The figures indicated a slower rise in prices as the inflation of food items even reached 100 percent in some provinces in previous months. Most price increases happened since early May when the government scrapped a food import subsidy to save around $15 billion annually. The move immediately triggered a massive rise in prices for basic food staples, such as bread, dairy products, cooking oil and meat. Although the government has repeatedly said its oil exports are steadily increasing despite sanctions by the United States, economic conditions keep deteriorating, with Iran's battered currency, the rial, hitting historic lows in recent months.

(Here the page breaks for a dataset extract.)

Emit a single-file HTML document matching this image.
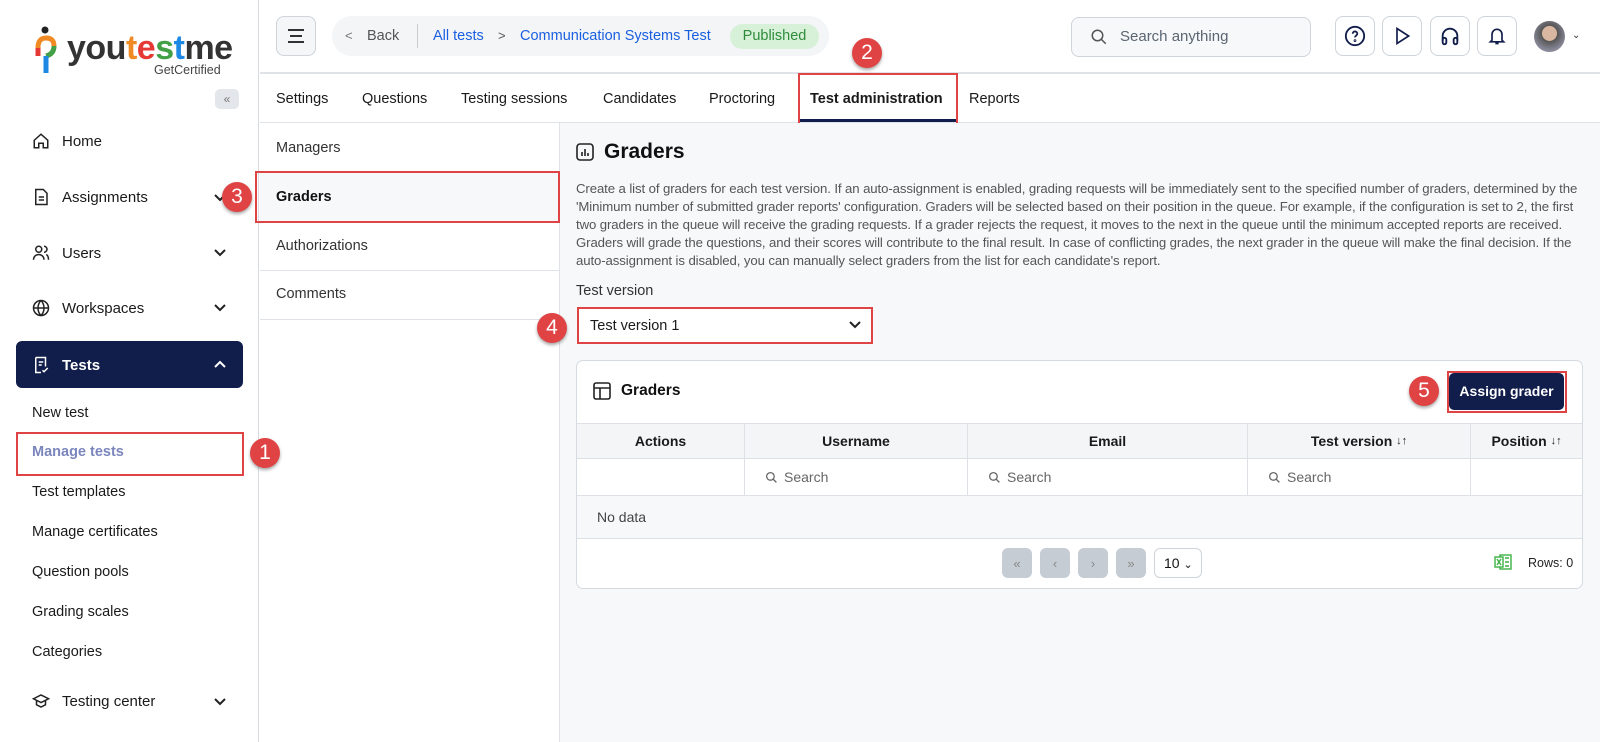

The government has taken a slew of measures in the past months to curb inflation and control the freefall of the rial. It replaced the governor of the central bank about a month ago, and has kept injecting dollars into the market to balance out demand. On Tuesday, it started offering gold coins on the stock market and also launched a system for nominally fixed exchange rates for its nosediving currency, which has lost at least 50 percent of its value since mid-2021. 

On Tuesday, one dollar was exchanged for over 440,000 rials to the US dollar, bouncing back from a low of 450,000 in the past couple of days. 

The government started selling gold on the stock market in the form of securities. As per the plan, people can buy up to five gold coins weighing about two grams each (called quarter gold coins in Iran as a full gold coin is about eight grams) at current prices, but they only receive a document for their purchase and will have to wait until the government announces the date when they can receive their coins. People tend to rush for such governmental schemes because by the time they get their coins, the price will be higher as the rial falls, and they can gain a little profit. This way the government gets large amounts of money and only gives people some certificates for their purchase. The government plans to sell 450,000 of these two-gram coins on the stock market in the next 10 days. This will amount to nearly a ton of gold.

Moreover, this week, the government pumped $305 million into the currency market over two days, after rial fell to a historic low of 450,000 against the US dollar.

Earlier in the week, the parliament approved the outlines of the budget bill for the next Iranian year – starting March 21 -- without considering its unrealistic assumptions. The deficit in the current budget that the government admits is about 4,760 trillion rials – more than ten billion dollars. But the real deficit will be perhaps twice as much, with rosy estimates of oil sales and staggering tax collection.